Date: 2004-01-18 11:00 am (UTC)
From: [identity profile] morgan1.livejournal.com
I am stunned. This is almost precisely the working conditions faced by workers at the turn of the last century. The parallels between this and the Triangle situation are chilling. In 1911 the Triangle Shirtwaist Factory in NYC caught fire, and 148 women, many of them immigrants died. There was only one usable fire exit in the building, and it was quickly made inaccessible by the flames. The other exit door was locked during the day to prevent employee theft. At the end of their shift, workers would line up at this door and have their purses searched before being allowed to leave. The factory was on the upper floors of a nine or ten story building, and firefighters didn't have ladders long enough to reach the upper floors. Many of the dead jumped out the windows to escape the flames. No one was ever really held responsible for the deaths or the conditions that lead to them, but the incident spurred calls both for new building codes and better workplace safety protections.

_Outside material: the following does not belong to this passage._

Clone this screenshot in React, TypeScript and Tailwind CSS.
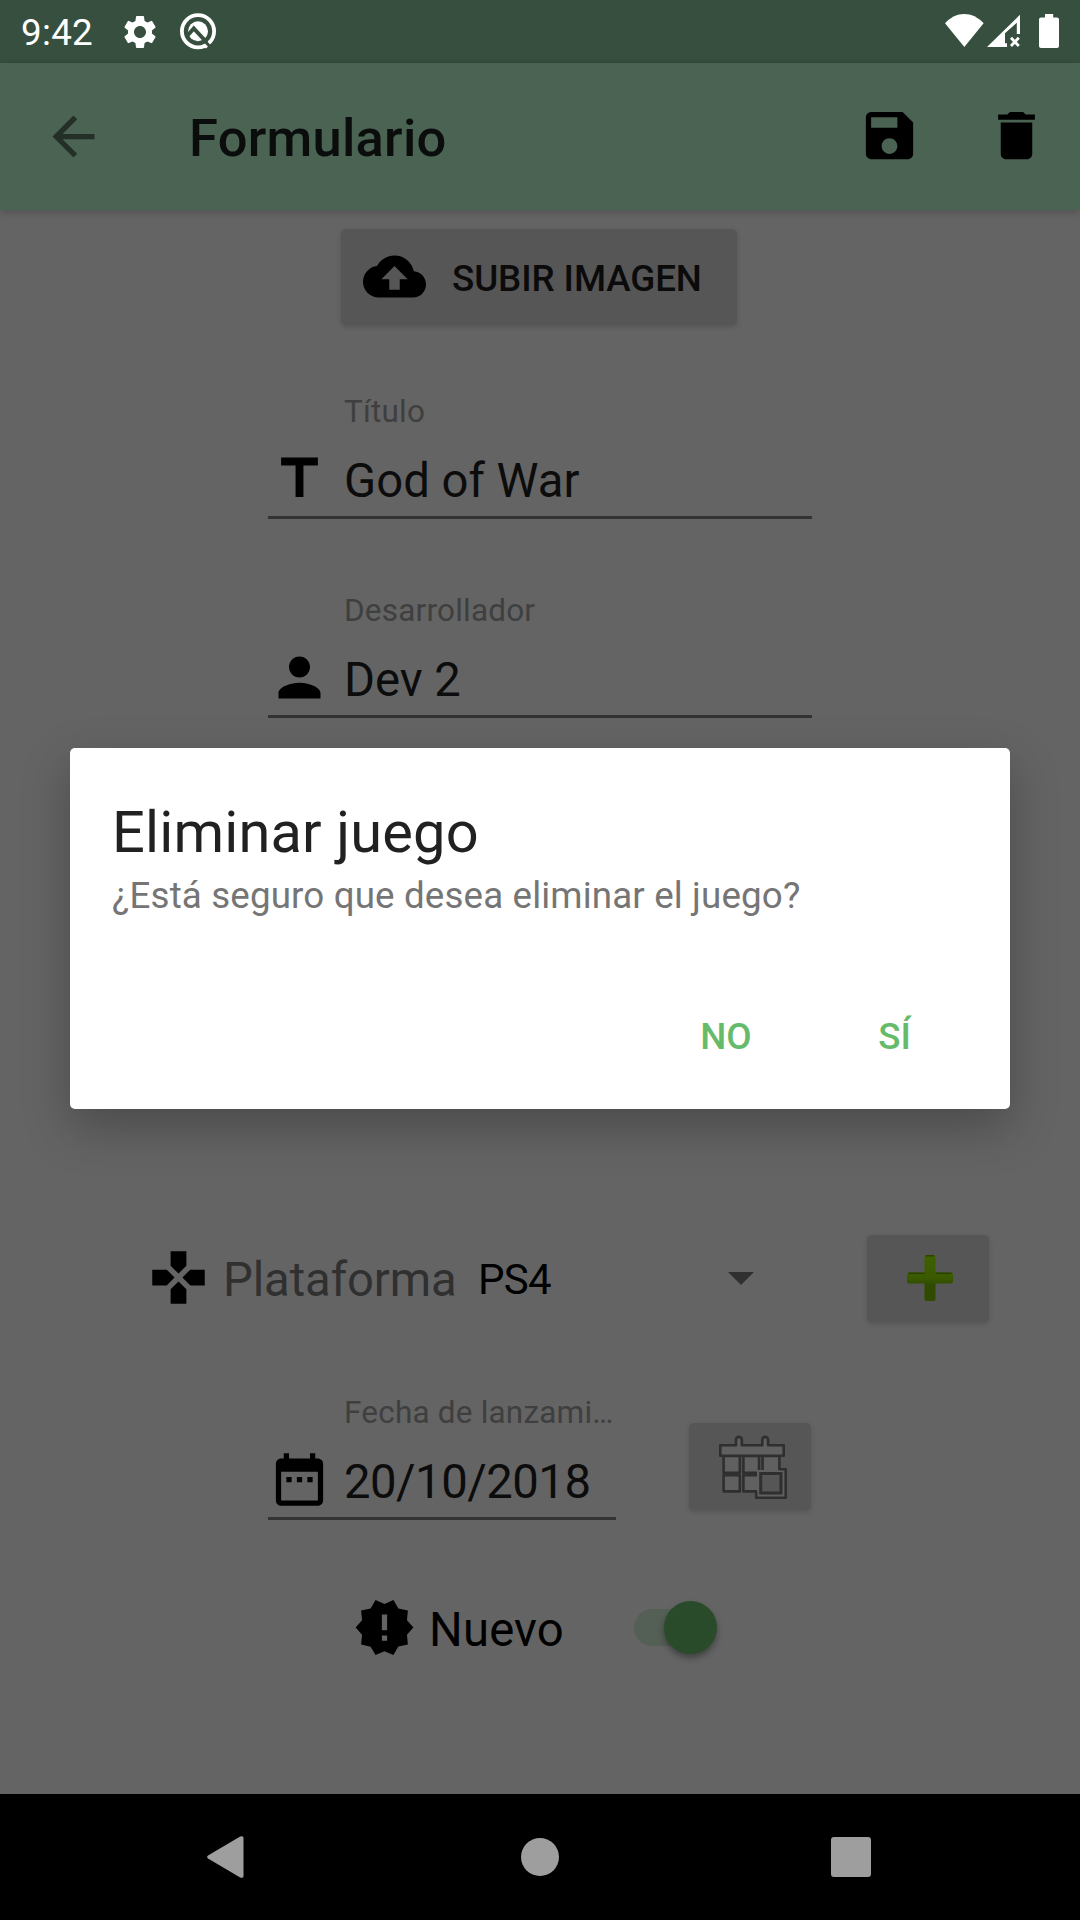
import type { ReactNode } from "react";
import {
  MdSettings,
  MdArrowBack,
  MdSave,
  MdDelete,
  MdCloudUpload,
  MdTitle,
  MdPerson,
  MdGamepad,
  MdDateRange,
  MdNewReleases,
} from "react-icons/md";

function StatusBar() {
  return (
    <div className="flex h-[63px] items-start bg-[#364f3e] pl-[21px] text-white">
      <span className="mt-[8px] w-[99px] text-[36.75px] leading-[50px] tracking-[0.3px]">9:42</span>
      <MdSettings className="mt-[12px] size-[40px]" />
      <svg className="mt-[13px] ml-[20px]" width="37" height="37" viewBox="0 0 37 37">
        <circle cx="18" cy="18.3" r="16.1" fill="none" stroke="#fff" strokeWidth="3.8" />
        <circle cx="18" cy="18.3" r="10" fill="#fff" />
        <path d="M7.5 22.5 13.8 15.4 31 34" fill="none" stroke="#364f3e" strokeWidth="4" />
        <path d="M24.8 34.2 30 28.8" fill="none" stroke="#fff" strokeWidth="3.4" />
        <path d="M24.5 27.5 32 36" fill="none" stroke="#364f3e" strokeWidth="3" />
      </svg>
      <div className="mt-[14px] ml-auto flex items-start pr-[21px]">
        <svg width="39" height="34" viewBox="0 0 39 34">
          <path d="M0 9.3C11-3.1 27.5-3.1 38.6 9.3L19.3 33z" fill="#fff" />
        </svg>
        <svg className="ml-[3px]" width="34" height="34" viewBox="0 0 34 34">
          <path d="M0 33 33 .7V20h-3.2V8.7L18 19.3v10h2V33z" fill="#fff" />
          <path d="M24 23.8 31.8 32M31.8 23.8 24 32" fill="none" stroke="#fff" strokeWidth="2.8" />
        </svg>
        <svg className="ml-[18px]" width="20" height="34" viewBox="0 0 20 34">
          <path d="M6 0h8.2v3.4H18a2 2 0 0 1 2 2V32a2 2 0 0 1-2 2H2a2 2 0 0 1-2-2V5.4a2 2 0 0 1 2-2h4z" fill="#fff" />
        </svg>
      </div>
    </div>
  );
}

function AppBar() {
  return (
    <header className="relative flex h-[147px] items-center bg-[#4a6352] pr-[32px] pl-[42px] shadow-[0_2px_8px_rgba(0,0,0,0.2)]">
      <MdArrowBack className="size-[63px] text-[#232f27]" />
      <h1 className="mt-[4px] ml-[84px] text-[52.5px] leading-[63px] font-medium tracking-[0.25px] text-[#0a0d0b]">
        Formulario
      </h1>
      <MdSave className="-mt-[2px] ml-auto size-[63px] text-black" />
      <MdDelete className="-mt-[2px] ml-[64px] size-[63px] text-black" />
    </header>
  );
}

function Field({
  label,
  value,
  icon,
  width,
  valueTracking = "",
}: {
  label: string;
  value: string;
  icon: ReactNode;
  width: string;
  valueTracking?: string;
}) {
  return (
    <div className={`${width} h-[127px] border-b-[3px] border-[#333333] pt-px`}>
      <div className="ml-[76px] text-[31.5px] leading-[38px] tracking-[0.2px] whitespace-nowrap text-[#3f3f3f]">
        {label}
      </div>
      <div className="mt-[16px] flex">
        {icon}
        <span
          className={`ml-[13px] pt-[3px] text-[47.25px] leading-[63px] whitespace-nowrap text-[#0c0c0c] ${valueTracking}`}
        >
          {value}
        </span>
      </div>
    </div>
  );
}

function RaisedButton({ children, className }: { children: ReactNode; className: string }) {
  return (
    <button className={`flex items-center rounded-[5px] bg-[#565656] shadow-[0_2px_5px_rgba(0,0,0,0.15)] ${className}`}>
      {children}
    </button>
  );
}

function PlusIcon() {
  return (
    <svg width="46" height="46" viewBox="0 0 46 46">
      <defs>
        <linearGradient id="plus" x1="0" y1="0" x2="0" y2="1">
          <stop offset="0" stopColor="#3e6100" />
          <stop offset="0.5" stopColor="#3a5a00" />
          <stop offset="0.65" stopColor="#2f4a00" />
          <stop offset="1" stopColor="#304c00" />
        </linearGradient>
      </defs>
      <path
        d="M19.500 0h7a2 2 0 0 1 2 2v15.500H44a2 2 0 0 1 2 2v7a2 2 0 0 1-2 2H28.500V44a2 2 0 0 1-2 2h-7a2 2 0 0 1-2-2V28.500H2a2 2 0 0 1-2-2v-7a2 2 0 0 1 2-2H17.500V2a2 2 0 0 1 2-2z"
        fill="url(#plus)"
      />
      <path d="M19 .8h8M1.500 18.300h16M28.500 18.300h16" stroke="#2a4200" strokeWidth="1.500" />
    </svg>
  );
}

function MonthIcon() {
  return (
    <svg width="70" height="66" viewBox="0 0 70 66" fill="#606060" stroke="#2f2f2f" strokeWidth="2.6" strokeLinejoin="round">
      <path d="M5.600 22H21.800V38.900H5.600zM25.400 22H41V38.900H25.400zM44.600 22H61.400V38.900H44.600z" />
      <path d="M5.600 41.200H21.800V57.400H5.600zM25.400 41.200H41V57.400H25.400z" />
      <path d="M2.300 11.300H18V5.800a2.900 2.900 0 0 1 5.800 0V11.300H44.300V5.800a2.900 2.900 0 0 1 5.800 0V11.300H65.700V21.800H2.300z" />
      <path d="M39 36H67V63H39z" stroke="none" />
      <path d="M61.400 35.200H67.700V63.700H38.200V57.400" fill="none" />
      <path d="M42.700 39.500H63V59H42.700z" fill="#565656" strokeWidth="3" strokeLinejoin="miter" />
    </svg>
  );
}

function Dialog() {
  return (
    <div className="absolute top-[748px] left-[70px] h-[361px] w-[940px] rounded-[5px] bg-white px-[42px] shadow-[0_18px_48px_rgba(0,0,0,0.26)]">
      <h2 className="mt-[50px] text-[57.75px] leading-[68px] tracking-[0.17px] text-[#212121]">Eliminar juego</h2>
      <p className="mt-[6px] text-[36.75px] leading-[48px] tracking-[0.135px] whitespace-nowrap text-[#757575]">
        ¿Está seguro que desea eliminar el juego?
      </p>
      <div className="mt-[92px] flex justify-end gap-[28px] text-[36.75px] leading-[50px] font-medium text-[#66bb6a]">
        <button className="w-[134px] text-center">NO</button>
        <button className="w-[147px] text-center">SÍ</button>
      </div>
    </div>
  );
}

function NavBar() {
  return (
    <nav className="flex h-[126px] items-center bg-black text-[#9e9e9e]">
      <svg className="ml-[207px]" width="37" height="42" viewBox="0 0 37 42">
        <path d="M1 19.5 33.2.6Q36.5-.8 36.5 2v38q0 2.8-3.3 1.4L1 22.5Q-.8 21 1 19.5z" fill="currentColor" />
      </svg>
      <div className="ml-[277px] size-[38px] rounded-full bg-[#9e9e9e]" />
      <div className="ml-[272px] size-[40px] rounded-[3px] bg-[#9e9e9e]" />
    </nav>
  );
}

export default function App() {
  return (
    <div className="relative flex h-[1920px] w-[1080px] flex-col overflow-hidden bg-[#646464] font-['Roboto',sans-serif]">
      <StatusBar />
      <AppBar />
      <main className="flex flex-1 flex-col items-center">
        <RaisedButton className="mt-[19px] mr-[2px] h-[96px] w-[396px] pl-[22px]">
          <MdCloudUpload className="-mt-px size-[63px] text-black" />
          <span className="mt-[3px] ml-[26px] text-[36.75px] leading-[50px] font-medium tracking-[-0.1px] text-[#0b0b0b]">
            SUBIR IMAGEN
          </span>
        </RaisedButton>
        <div className="mt-[67px] flex flex-col gap-[72px]">
          <Field width="w-[544px]" label="Título" value="God of War" icon={<MdTitle className="size-[63px] text-black" />} />
          <Field width="w-[544px]" label="Desarrollador" value="Dev 2" icon={<MdPerson className="size-[63px] text-black" />} />
        </div>

        <div className="mt-[517px] flex h-[87px] items-center self-stretch pl-[147px]">
          <MdGamepad className="-mt-[2px] size-[63px] text-black" />
          <span className="mt-[3px] ml-[13px] w-[255px] text-[47.25px] leading-[60px] tracking-[-0.1px] text-[#303030]">
            Plataforma
          </span>
          <span className="mt-[2px] w-[250px] text-[42px] leading-[56px] tracking-[-0.7px] text-black">PS4</span>
          <svg width="26" height="13" viewBox="0 0 26 13">
            <path d="M0 0h26L13 13z" fill="#303030" />
          </svg>
          <RaisedButton className="ml-[113px] h-[87px] w-[122px] justify-center pb-[2px] pl-[4px]">
            <PlusIcon />
          </RaisedButton>
        </div>

        <div className="mt-[71px] flex w-[544px] justify-between">
          <Field
            width="w-[348px]"
            label="Fecha de lanzami…"
            value="20/10/2018"
            valueTracking="tracking-[-0.5px]"
            icon={<MdDateRange className="size-[63px] shrink-0 text-black" />}
          />
          <RaisedButton className="mt-[30px] mr-px h-[87px] w-[122px] justify-center pl-[6px]">
            <MonthIcon />
          </RaisedButton>
        </div>

        <div className="mt-[76px] flex h-[63px] items-center self-stretch pl-[353px]">
          <MdNewReleases className="size-[63px] text-black" />
          <span className="mt-[5px] ml-[13px] w-[205px] text-[47.25px] leading-[60px] tracking-[0.2px] text-black">
            Nuevo
          </span>
          <div className="flex h-[37px] w-[83px] items-center justify-end rounded-full bg-[#545f55]">
            <div className="size-[53px] shrink-0 rounded-full bg-[#294b2a] shadow-[0_4px_6px_rgba(0,0,0,0.35)]" />
          </div>
        </div>
      </main>
      <NavBar />
      <Dialog />
    </div>
  );
}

I simply cannot believe that we've come back around to where we were almost a century ago.

Date: 2004-01-18 11:06 am (UTC)
From: [identity profile] lordrunningclam.livejournal.com
I must admit that I shop at Wal-Mart all the time. Its just too cheap and convenient. However...

It is a measure of just how well the Manufacture of Consent in this country has progressed that strong unions are considered a sign of encroaching comunist totalitarism and the kind of business - government alliance against working people is not considered totalitarian.

But I have to ask: Where are the unions now? My sense is that never in post WWII history is the perception so common that common people are getting the shaft and yet the unions are absolutely silent, at least around here. There should be a 24-hour picket outside every Wal-Mart in America demanding unionization and collective bargaining rights for Wal-Mart workers - and every other low-skill low-wage shop as well.

The fact that there isn't is a sign that the big unions are part of the unholy alliance. Without representation and collectiive bargaining the Wal-Mart workers will continue to be screwed. This country neeeds a good serious debate about worker's rights. If any such debate is going on now, it is so far outside the mainstream that even Pacifica can't detect it.

Date: 2004-01-18 12:44 pm (UTC)
From: [identity profile] morgan1.livejournal.com
And from the same site (this took a bit of hunting to get to, so I thought an outright link might be in order):

http://www.ksworkbeat.org/Issues/Walmart_s_Opinon_of_Union_Memb/walmart_s_opinon_of_union_memb.html

Date: 2004-01-18 04:53 pm (UTC)
From: [identity profile] lordrunningclam.livejournal.com
My point is that I think the political climate is fairly conducive to it right now. Resentment of GW and his corporate commandoes is extremely widespread, even here in the South.

Actually, I think that article is encouraging. I will look into unionization and Wal-Mart a little more, when I get a chance.